The problem, I think, is that I never felt any sort of connection with the characters or their stories. That isn’t to say that the plot isn’t interesting. It is. The events that unfold do manage to keep you invested, the mystery that is central to the novel filled with plenty of compelling puzzles and enticing twists. Yet the whole affair feels curiously distant. It’s as though the reader, instead of becoming a part of the world that the author has created, is never anything more than an observer behind a pane of glass. You are very much aware, at all times, that what you are reading is a piece of fiction, and this knowledge prevents you from seeing beyond the paper and ink.
I attribute this primarily to the fact that the vast majority of the novel is structured as a story within a story, with Margaret relaying to the reader the tale that Miss Winter is having her write. This format, consequently, makes both of the primary narrations, despite being in first person, feel too removed to have any real emotional impact. Winter’s account, being nestled within another, is often interrupted by Margaret’s, and so the reader has no real chance to lose his or herself in it. I hate to repeat myself, but I feel it appropriate to compare this situation once more to the role of a spectator who is consciously detached from what is occurring. Margaret’s tale, meanwhile, is given so little time in between Winter’s that it never really takes on a life of its own. As a consequence, it feels tacked on and almost unnecessary, intruding upon the more important events. Considering that this is the main character that I am referring to, this is certainly an issue.
Margaret in general is a hard protagonist to connect with. Her role as biographer for Winter, and her aforementioned lack of a substantial storyline, makes her little more than a transparent and obvious setup that Setterfield uses as an excuse to explore Winter’s character to a greater degree. And while I appreciate her love of literature and reading (the sections in which she explores and explains this passion are the most enjoyable of the bunch), she too often comes across as pretentious and overdramatic. She repeatedly mentions the projects and hobbies that she undertakes, and mulls over childhood tragedies and losses. Neither of these tendencies would be an issue if they weren’t the only things that substantially define her, and the fact that they are gives her the qualities of a soap opera character as a result. She has too many unique characteristics, and she spends too much time mourning her past. This is an odd thing to say, but she is, quite frankly, too interesting.
Other characters are less frustrating, but they not given enough attention or detail to really become anything more than curiosities. The only other primary player here, Miss Winter, is developed through her narration-within-a-narration, which suffers from not only emotional distance, but from a last-minute plot twist that completely subverts almost everything that the reader has learned about the woman up until that point. What’s left afterwards is the plain fact that you know very little of her character, and the author consequently introduces last-minute details in an attempt to compensate for this. Yet it only feels forced and unsatisfying.
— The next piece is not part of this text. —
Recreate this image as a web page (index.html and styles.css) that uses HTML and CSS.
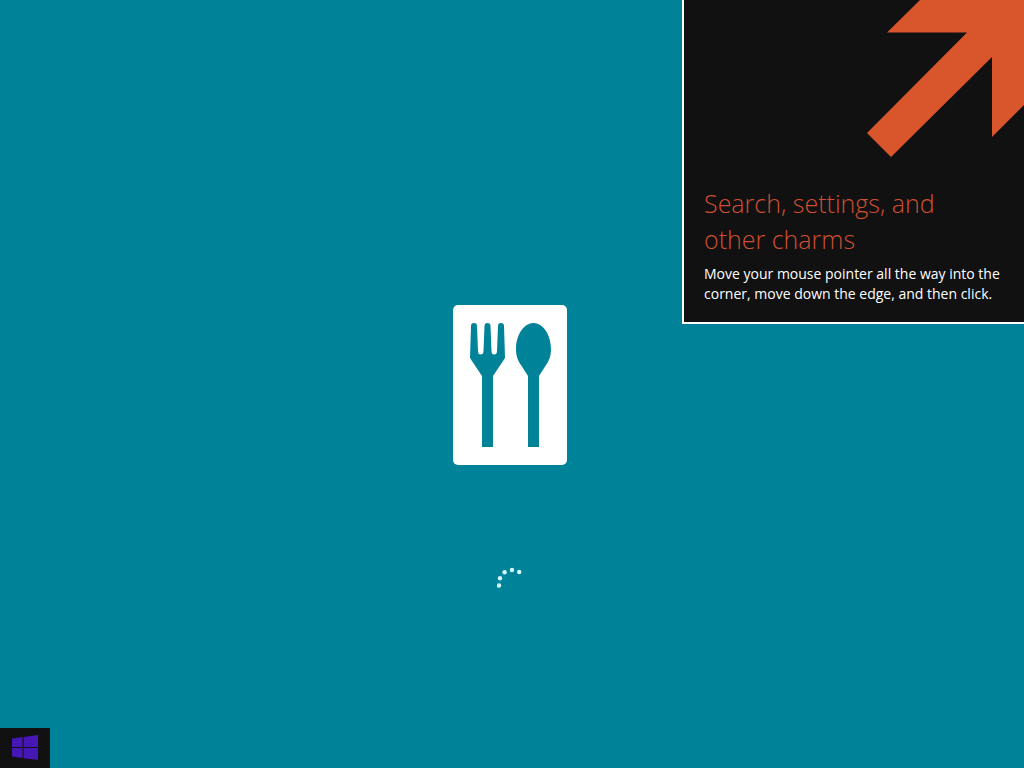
FILE: index.html
```html
<!DOCTYPE html>
<html lang="en">
    <head>
        <meta charset="utf-8">
        <title>Food</title>
        <link rel="stylesheet" href="styles.css">
    </head>
    <body>
        <main class="splash">
            <svg class="logo" viewBox="0 0 118 160" role="img" aria-label="Fork and spoon">
                <rect class="logo-card" width="114" height="160" rx="5"/>
                <path class="cutlery" d="M18 21Q18 18 21 18T24 21L25 46Q25 49.500 27.700 49.500T30.500 46L31.500 21Q31.500 18 34.500 18T37.500 21L38.500 46Q38.500 49.500 41.200 49.500T44 46L45 21Q45 18 48 18T51 21L52 53L40 71V142H29V71L17 53Z"/>
                <path class="cutlery" d="M80.500 18C90 18 98 30 98 44C98 51 96 56 93 60L86 71V142H75V71L68 60C65 56 63 51 63 44C63 30 71 18 80.500 18Z"/>
            </svg>
            <svg class="spinner" viewBox="0 0 30 30" role="img" aria-label="Loading">
                <circle cx="2" cy="18.500" r="2.200"/>
                <circle cx="3" cy="11.200" r="2.200"/>
                <circle cx="7.600" cy="5.200" r="2.200"/>
                <circle cx="15" cy="3" r="2.200"/>
                <circle cx="22.200" cy="5" r="2.200"/>
            </svg>
        </main>

        <aside class="tip">
            <svg class="tip-arrow" viewBox="0 0 157 157" aria-hidden="true">
                <path d="M53 0L20 32.500H100L0 133L24 157L125 57V137L157 105V0Z"/>
            </svg>
            <h1>Search, settings, and other charms</h1>
            <p>Move your mouse pointer all the way into the corner, move down the edge, and then click.</p>
        </aside>

        <button class="start" type="button" aria-label="Start">
            <svg viewBox="0 0 26 26" aria-hidden="true">
                <path d="M0 3.500L10.500 2V12H0ZM11.500 1.900L26 0V12H11.500ZM0 13H10.500V23L0 21.500ZM11.500 13H26V25L11.500 23.200Z"/>
            </svg>
        </button>
    </body>
</html>
```

FILE: styles.css
```css
* {
    box-sizing: border-box;
}

body {
    margin: 0;
    background: #008299;
    color: #fff;
    font-family: "Open Sans", "Noto Sans", sans-serif;
}

.splash {
    display: grid;
    grid-template-rows: 1fr auto 1fr;
    justify-items: center;
    min-height: 100vh;
    padding-top: 2px;
}

.logo {
    grid-row: 2;
    width: 118px;
    height: 160px;
}

.logo-card {
    fill: #fff;
}

.cutlery {
    fill: #008299;
}

.spinner {
    grid-row: 3;
    width: 30px;
    height: 30px;
    margin-top: 102px;
    fill: #d5f8ff;
}

/* corner hint, sits over the splash */
.tip {
    position: absolute;
    top: 0;
    right: 0;
    width: 342px;
    padding-bottom: 18px;
    border-left: 2px solid #fff;
    border-bottom: 2px solid #fff;
    background: #111;
}

.tip-arrow {
    display: block;
    width: 157px;
    height: 157px;
    margin-left: auto;
    fill: #d9552c;
}

.tip h1 {
    margin: 28px 60px 7px 20px;
    color: #d04f33;
    font-size: 25px;
    font-weight: 300;
    line-height: 36px;
}

.tip p {
    margin: 0 20px;
    font-size: 14px;
    line-height: 20px;
}

.start {
    position: absolute;
    left: 0;
    bottom: 0;
    display: flex;
    align-items: center;
    justify-content: center;
    width: 50px;
    height: 40px;
    padding: 0;
    border: 0;
    background: #111;
}

.start svg {
    width: 26px;
    height: 26px;
    fill: #4617b4;
}
```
It’s a shame, because the story that Setterfield tells here is really quite intriguing. The atmosphere is one of gloom and dust, of secrets and the macabre. The sudden reveals are both deliciously creepy and, for the most part, satisfying. The problem comes in the final act of the novel, when the author decides to explain everything all at once through several lengthy monologues. It’s an unfair and lazy way out – Setterfield spends most of the novel introducing and furthering these mysteries, but solves them in a way that feels rushed and unnatural. It’s the equivalent of the villain explaining the entirety of his dastardly scheme to the hero in one breath. As someone who finished the book solely to find out how everything was explained, I felt cheated. Rather than owing to a lack of resolution, however, my impression of fraud stems from the fact that there was simply too much of it.
On a final note: the writing. To be honest, I was expecting more. It’s clear that Setterfield was striving for a lush, haunting style of prose that would complement her story’s Victorian mood, but her words comes across as incomplete and only partially realized. There are some good portions, but others are too simplistic and too repetitive, which becomes annoying very quickly.
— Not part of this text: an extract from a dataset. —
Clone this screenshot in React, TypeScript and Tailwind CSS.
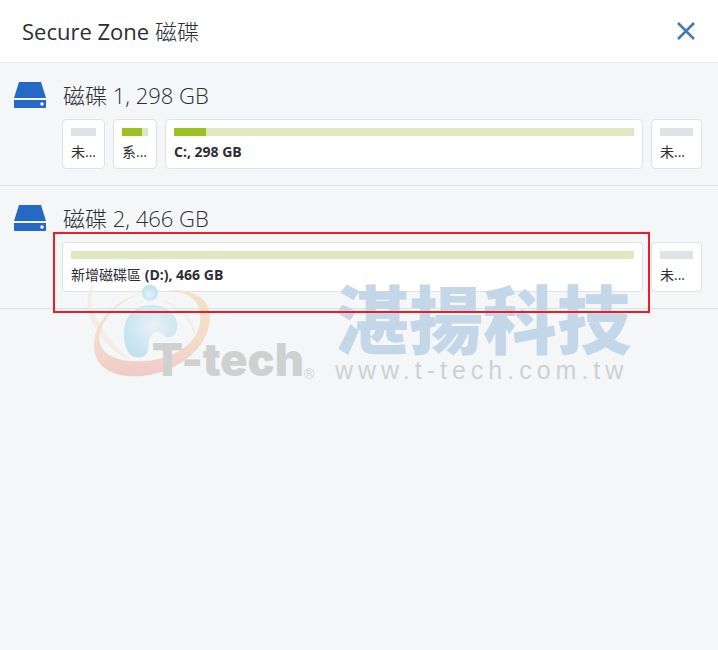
import React from 'react';

type Volume = {
    id: string;
    name: string;
    size?: string;
    used: number;
    allocated: boolean;
    width: string;
    highlighted?: boolean;
};

type Disk = {
    id: number;
    size: string;
    volumes: Volume[];
};

const disks: Disk[] = [
    {
        id: 1,
        size: '298 GB',
        volumes: [
            { id: '1-a', name: '未...', used: 0, allocated: false, width: 'w-[43px] shrink-0' },
            { id: '1-b', name: '系...', used: 78, allocated: true, width: 'w-11 shrink-0' },
            { id: '1-c', name: '', size: 'C:, 298 GB', used: 7, allocated: true, width: 'min-w-0 flex-1' },
            { id: '1-d', name: '未...', used: 0, allocated: false, width: 'w-[51px] shrink-0' },
        ],
    },
    {
        id: 2,
        size: '466 GB',
        volumes: [
            { id: '2-a', name: '新增磁碟區', size: ' (D:), 466 GB', used: 0, allocated: true, width: 'min-w-0 flex-1', highlighted: true },
            { id: '2-b', name: '未...', used: 0, allocated: false, width: 'w-[51px] shrink-0' },
        ],
    },
];

const DriveIcon: React.FC = () => (
    <svg width="32" height="26" viewBox="0 0 32 26" className="shrink-0" aria-hidden="true">
        <path d="M5 0h22l5 16H0z" fill="#2668c5" />
        <path d="M0 18h32v7.2a.8.8 0 0 1-.8.8H.8a.8.8 0 0 1-.8-.8z" fill="#2668c5" />
        <circle cx="28" cy="22" r="1.7" fill="#fff" />
    </svg>
);

const VolumeCard: React.FC<{ volume: Volume }> = ({ volume }) => (
    <div className={`relative ${volume.width}`}>
        <button type="button" className="block w-full rounded border border-[#dfe3e6] bg-white p-2 text-left">
            <span className={`block h-2 ${volume.allocated ? 'bg-[#dee9c1]' : 'bg-[#dfe3e6]'}`}>
                <span className="block h-2 bg-[#9ac223]" style={{ width: `${volume.used}%` }} />
            </span>
            <span className="mt-2 block text-sm leading-4 font-bold whitespace-pre text-[#2b2f36]">
                <span className="font-normal">{volume.name}</span>
                {volume.size}
            </span>
        </button>
        {volume.highlighted && (
            <div className="pointer-events-none absolute -top-[10px] -right-[7px] -bottom-[21px] -left-[9px] z-20 border-2 border-[#ed1c24]" />
        )}
    </div>
);

const DiskSection: React.FC<{ disk: Disk }> = ({ disk }) => (
    <section className="border-b border-[#dde2e6] pt-4 pr-4 pb-4 pl-[14px]">
        <div className="flex h-8 items-center gap-[17px]">
            <DriveIcon />
            <h2 className="text-[22px] leading-8 font-light text-[#2b2f36]">
                磁碟 {disk.id}, {disk.size}
            </h2>
        </div>
        <div className="mt-2 ml-12 flex gap-2">
            {disk.volumes.map((volume) => (
                <VolumeCard key={volume.id} volume={volume} />
            ))}
        </div>
    </section>
);

const Emblem: React.FC = () => (
    <svg width="133" height="120" viewBox="0 0 400 360" aria-hidden="true">
        <defs>
            <linearGradient id="ring" x1="0" y1="0" x2="0" y2="1">
                <stop offset="0" stopColor="#f2e2c8" />
                <stop offset="0.6" stopColor="#f3dccb" />
                <stop offset="1" stopColor="#efcaca" />
            </linearGradient>
            <radialGradient id="drop" cx="0.55" cy="0.4" r="0.6">
                <stop offset="0" stopColor="#e9f1f7" />
                <stop offset="1" stopColor="#c3e2ef" />
            </radialGradient>
            <radialGradient id="ball" cx="0.45" cy="0.6" r="0.6">
                <stop offset="0" stopColor="#e6f2f8" />
                <stop offset="1" stopColor="#bcdeed" />
            </radialGradient>
        </defs>
        <path d="M45 38C15 65 17 118 40 165c25 50 70 90 115 107C100 225 45 160 35 100c-3-25 1-45 10-62z" fill="#f5ece8" />
        <path d="M250 92c45 15 82 50 95 98" fill="none" stroke="#f4ebe4" strokeWidth="5" />
        <path
            d="M185 69C95 95 42 165 42 225c0 65 53 95 123 94 115-1 226-79 226-179 0-55-51-85-133-80 52 2 104 20 104 85 0 80-92 130-187 129-75-1-117-24-117-74 2-45 52-105 127-131z"
            fill="url(#ring)"
        />
        <path
            d="M132 190c0-50 33-85 83-85 45 0 77 30 77 60 0 25-12 38-27 37-17-2-20-17-33-17-17 2-25 20-26 45-2 25-16 34-34 33-27-1-40-33-40-73z"
            fill="url(#drop)"
        />
        <circle cx="210" cy="68" r="24" fill="url(#ball)" />
    </svg>
);

const Watermark: React.FC = () => (
    <div className="pointer-events-none absolute top-[270px] left-20 z-10 flex">
        <div className="relative w-[255px]">
            <Emblem />
            <div className="absolute top-[62px] left-[72px] flex items-end text-[#cfd1d1]">
                <span className="font-['Inter',sans-serif] text-[45px] leading-[56px] font-black">T-tech</span>
                <span className="font-['Liberation_Sans',sans-serif] text-sm leading-7">®</span>
            </div>
        </div>
        <div className="whitespace-nowrap">
            <p className="font-['Noto_Sans_CJK_TC',sans-serif] text-[74px] leading-[92px] font-black text-[#c4d7e8]">湛揚科技</p>
            <p className="font-['Liberation_Sans',sans-serif] text-[25px] leading-4 tracking-[5px] text-[#cfd1d1]">www.t-tech.com.tw</p>
        </div>
    </div>
);

export default function App() {
    return (
        <div className="relative min-h-screen overflow-hidden bg-[#f4f6f8] font-['Open_Sans','Noto_Sans_CJK_TC',sans-serif]">
            <header className="flex items-center justify-between border-b border-[#e1e7ed] bg-white py-[15px] pr-[23px] pl-[22px]">
                <h1 className="text-[22px] leading-8 text-[#2b2f36]">
                    Secure Zone <span className="font-light">磁碟</span>
                </h1>
                <button type="button" aria-label="Close">
                    <svg width="18" height="18" viewBox="0 0 18 18" fill="none" stroke="#4576b5" strokeWidth="2.5" aria-hidden="true">
                        <path d="M1 1l16 16M17 1L1 17" />
                    </svg>
                </button>
            </header>
            <main>
                {disks.map((disk) => (
                    <DiskSection key={disk.id} disk={disk} />
                ))}
            </main>
            <Watermark />
        </div>
    );
}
To bring this review to a close, I will say this: The Thirteenth Tale is not a bad book. Unfortunately, neither is it a great one. It is a novel that contains a great concept and some wonderful ideas, but does little with them. If the synopsis interests you, I recommend giving it a try. It may not earn a spot on your list of favorite reads (though it appears to be loved by many, so maybe it’s just mine that it failed to make), but it’s certainly worth a brief visit, forgettable though it may be.